We enjoyed an interesting day around the town, relaxed in the knowledge the boat was sitting safely at anchor in the bay. We cleared immigration again, pleasant, French functional and no Mrs. Doubtfire in sight.
 
Towards the late afternoon a large cruise ship anchored in the bay. I was on walk about and came back to see Tony standing watching the large tenders come ashore-----oblivious, funnily to the fact that all the tenders appeared to be full of 'men' only. Lots of interesting guys, mainly in vest tops,toned bodies, many in pairs.
 
We chatted to a couple of guys who confirmed the Cruise ship had 2500 male passengers and in his words,' its a great party'. We could only imagine what the fancy dress night was like. 'Pricilla Queen of the desert' meets St Barts. The small town was invaded by most of the 2500 mainly American guys, all in good spirits, strutting around the designer shops and restaurants.
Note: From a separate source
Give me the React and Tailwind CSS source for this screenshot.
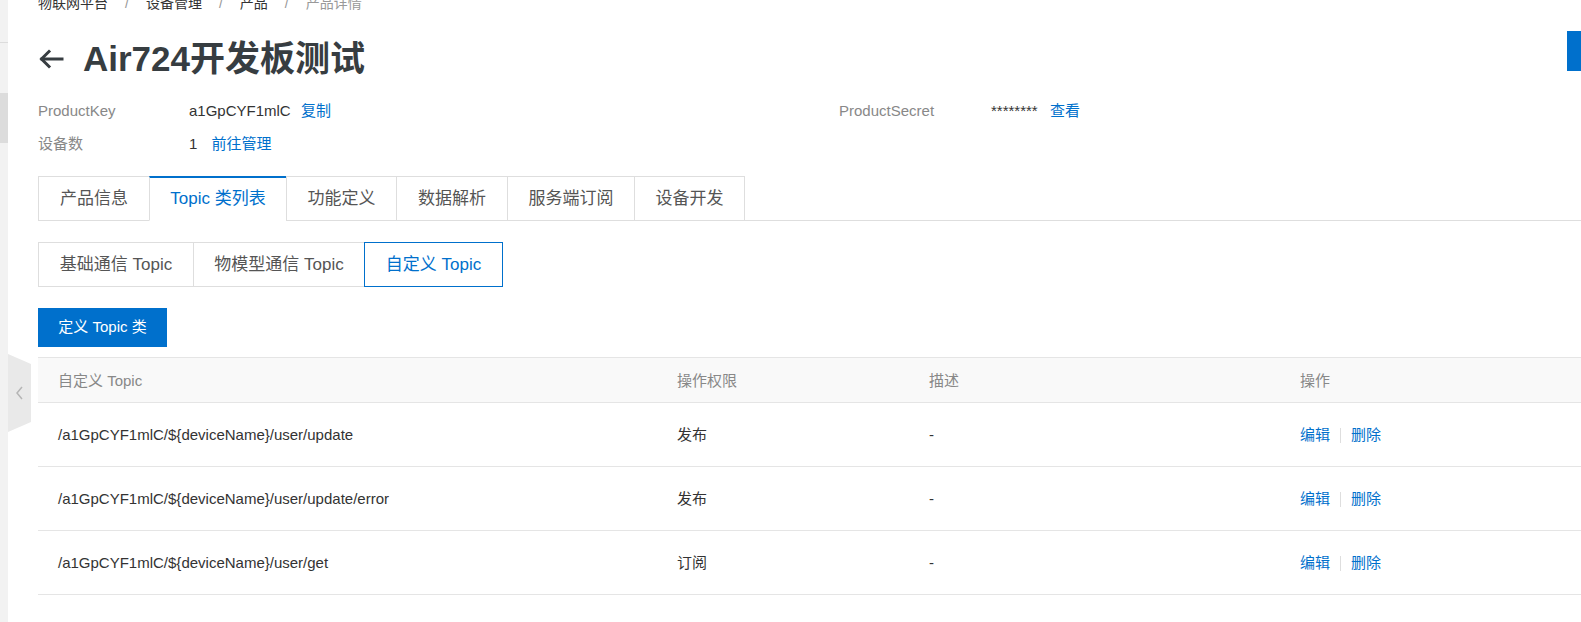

We were a little sad to see the cruise ship leave this morning replaced by a square rigger.
 
We are intending to go ashore today to find wifi and update this blog and hopefully post some pictures of-----
 
Sailing towards Antigua----and in English Harbour
 
Barbuda 12 mile beach
 
St Barts---- Port Gustavia-----Town, interesting people, Tenders arriving, Velsheda and Bystander.
 
We are heading for St Martins/St Marten tomorrow. It is 12 n miles away and is half French half Dutch. The regatta has just finished and we hope to get a good anchorage. We intend to stay a couple of days before heading north to the BVI's. We are watching the weather for a good safe window.